Saturday, August 29, 2015

curved trundlebed headboard surround iii

My next step was to veneer the curved panels. From my experience using cauls to hold down the second layer of 1/4 wig wood ply, it seemed that a different clamping scheme would be required. the cauls I made just never appeared to deliver sufficient pressure at mid span, and no manner of wedging/tightening seemed to deliver this without causing a gap to form elsewhere.

I posed the question to and the old salts there advised vacuum bagging. This made sense and so I grabbed a vacuum pump and bag assy from joe wood worker's website. I could have spent the time getting my own pump and bag setup done, but this guy's got the entire solution.

I'll begin with showing where I left off with the panels today, sanded to 180grit.

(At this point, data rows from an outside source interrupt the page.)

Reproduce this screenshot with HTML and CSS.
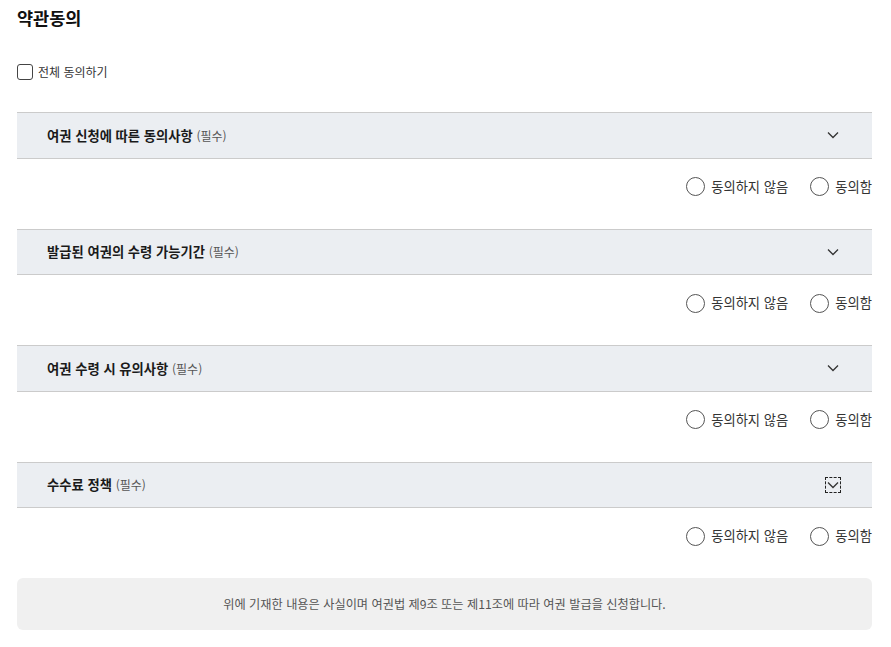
FILE: index.html
```html
<!DOCTYPE html>
<html lang="ko">
<head>
<meta charset="utf-8">
<title>약관동의</title>
<link rel="stylesheet" href="styles.css">
</head>
<body>
<div class="page">
  <h2 class="title">약관동의</h2>
  <label class="all-agree"><span class="checkbox"></span><span>전체 동의하기</span></label>

  <div class="terms">
    <div class="term">
      <div class="term-head"><span class="term-title">여권 신청에 따른 동의사항 <em>(필수)</em></span><span class="chev"><svg width="12" height="8" viewBox="0 0 12 8"><path d="M1 1.5 L6 6.5 L11 1.5" fill="none" stroke="#333" stroke-width="1.3"/></svg></span></div>
      <div class="term-body"><label class="radio"><span class="circle"></span>동의하지 않음</label><label class="radio"><span class="circle"></span>동의함</label></div>
    </div>
    <div class="term">
      <div class="term-head"><span class="term-title">발급된 여권의 수령 가능기간 <em>(필수)</em></span><span class="chev"><svg width="12" height="8" viewBox="0 0 12 8"><path d="M1 1.5 L6 6.5 L11 1.5" fill="none" stroke="#333" stroke-width="1.3"/></svg></span></div>
      <div class="term-body"><label class="radio"><span class="circle"></span>동의하지 않음</label><label class="radio"><span class="circle"></span>동의함</label></div>
    </div>
    <div class="term">
      <div class="term-head"><span class="term-title">여권 수령 시 유의사항 <em>(필수)</em></span><span class="chev"><svg width="12" height="8" viewBox="0 0 12 8"><path d="M1 1.5 L6 6.5 L11 1.5" fill="none" stroke="#333" stroke-width="1.3"/></svg></span></div>
      <div class="term-body"><label class="radio"><span class="circle"></span>동의하지 않음</label><label class="radio"><span class="circle"></span>동의함</label></div>
    </div>
    <div class="term">
      <div class="term-head"><span class="term-title">수수료 정책 <em>(필수)</em></span><span class="chev focus"><svg width="12" height="8" viewBox="0 0 12 8"><path d="M1 1.5 L6 6.5 L11 1.5" fill="none" stroke="#333" stroke-width="1.3"/></svg></span></div>
      <div class="term-body"><label class="radio"><span class="circle"></span>동의하지 않음</label><label class="radio"><span class="circle"></span>동의함</label></div>
    </div>
  </div>

  <div class="notice">위에 기재한 내용은 사실이며 여권법 제9조 또는 제11조에 따라 여권 발급을 신청합니다.</div>
</div>
</body>
</html>
```
FILE: styles.css
```css
* { box-sizing: border-box; }
body {
  margin: 0;
  background: #fff;
  font-family: "Noto Sans CJK KR", "Noto Sans", sans-serif;
  color: #222;
}
.page {
  width: 855px;
  margin-left: 17px;
  padding-top: 6px;
}
.title {
  margin: 0;
  font-size: 17.5px;
  font-weight: 700;
  line-height: 24px;
  color: #111;
}
.all-agree {
  display: flex;
  align-items: center;
  gap: 5px;
  margin-top: 34px;
  font-size: 12px;
  line-height: 16px;
  color: #333;
}
.checkbox {
  width: 16px;
  height: 16px;
  border: 1.5px solid #444;
  border-radius: 3px;
  background: #fff;
}
.terms {
  margin-top: 32px;
}
.term-head {
  display: flex;
  align-items: center;
  justify-content: space-between;
  height: 46.5px;
  padding: 0 31px 0 30px;
  background: #ebeef2;
  border-top: 1px solid #cbcbcb;
  border-bottom: 1px solid #cbcbcb;
}
.term-title {
  font-size: 13.3px;
  font-weight: 700;
  color: #1a1a1a;
}
.term-title em {
  font-style: normal;
  font-weight: 400;
  font-size: 12px;
  color: #555;
}
.chev {
  width: 16px;
  height: 16px;
  display: flex;
  align-items: center;
  justify-content: center;
}
.chev.focus {
  border: 1px dashed #222;
}
.term-body {
  display: flex;
  justify-content: flex-end;
  gap: 22px;
  padding: 19px 0 33px;
  height: 70px;
}
.radio {
  display: flex;
  align-items: center;
  gap: 6px;
  font-size: 13.3px;
  line-height: 18px;
  color: #333;
}
.circle {
  width: 19px;
  height: 19px;
  border: 1px solid #555;
  border-radius: 50%;
  background: #fff;
}
.notice {
  height: 52px;
  display: flex;
  align-items: center;
  justify-content: center;
  background: #f0f0f0;
  border-radius: 6px;
  font-size: 12.2px;
  color: #555;
}
```
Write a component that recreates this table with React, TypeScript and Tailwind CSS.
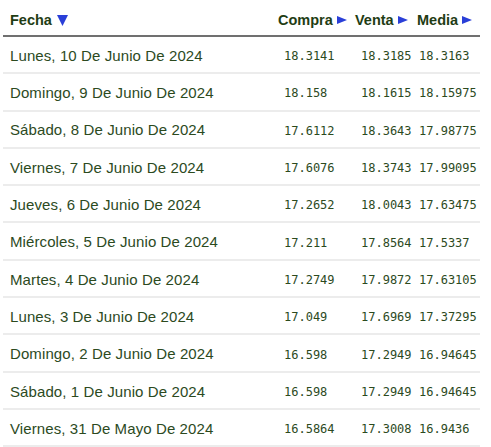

Here's a dry assembly of the piece
All this wood started from a reclaimed cache of redwood that I found at Earthsource Lumber, harvested from an abandoned water tower in Northern California. Lots of scrub planing and wood picking ensues.
I don't have the pics on hand, but essentially I took the planks at ~8" wide, and planed them on my machine. I then resawed into 1/8" sheets, and then sent these through the planer again to clean up the sawn edge. the final milled thickness was around 3/32", So I had to send these sheets through on a strip of 3/4 plywood. I used masking tape sandwich with hot glue to hold the sheet to the bed. Ben Crowe from Crimson Guitars on a youtube vid demonstrated this technique
Ellis Valentine at gave me the tip to use finishing nails like so to gather enough edge pressure to join the bookmatched veneers. The show side is face down here, and I used masking tape to pull the sheets together initially, as is typically done. I then folded along the seam,ran a bead of glue and then returned the edges together. The nails just provide an extra oomph to the clamping.
My ribs were too far spaced to handle the vacuum pressure, so I added extra ribs, at roughly 4,1/2" spacing and this helped prevent the panel from dipping under the vacuum pressure.
ON the short panel, after a few days of being in the hot garage, I noticed a few cracks in the veneer. I don't know why, perhaps I took it out of the bag too soon. The ambient temps were 70-80 degF in the garage and I had it in the bag for almost 6 hours. I filled the cracks with a slury of redwood sawdust and white glue. The long panel has yet to exhibit this problem, although tonight I heard a few audible split sounds in the panel, so i'm not sure where this will end up.
I used UniBond 800 Urea Formaldehyde glue which dries hard, but I don't want to inhale any of that dust while planing/scraping it off the edges.
My scraper plane worked magic on the rough sawn side of the bookmatched veneers, before using the palm sander.

Sunday, August 9, 2015

curved trundlebed headboard surround ii

I continue with the headboard panel structure, leaving off here today
I began the weekend by adding a second layer of 1/4" wiggle-wood ply. This time I use glue alone to attach the wood to the substrate below (which was in turn attached to the plywood ribs/longerons via screws and glue). I elected to do this instead of skrews because i wanted to test how I'd apply veneer to the substrate using clamps and cauls, as opposed to some other means, like vacuum bagging. I just don't want to deal with that kind of regalia in my shop right now.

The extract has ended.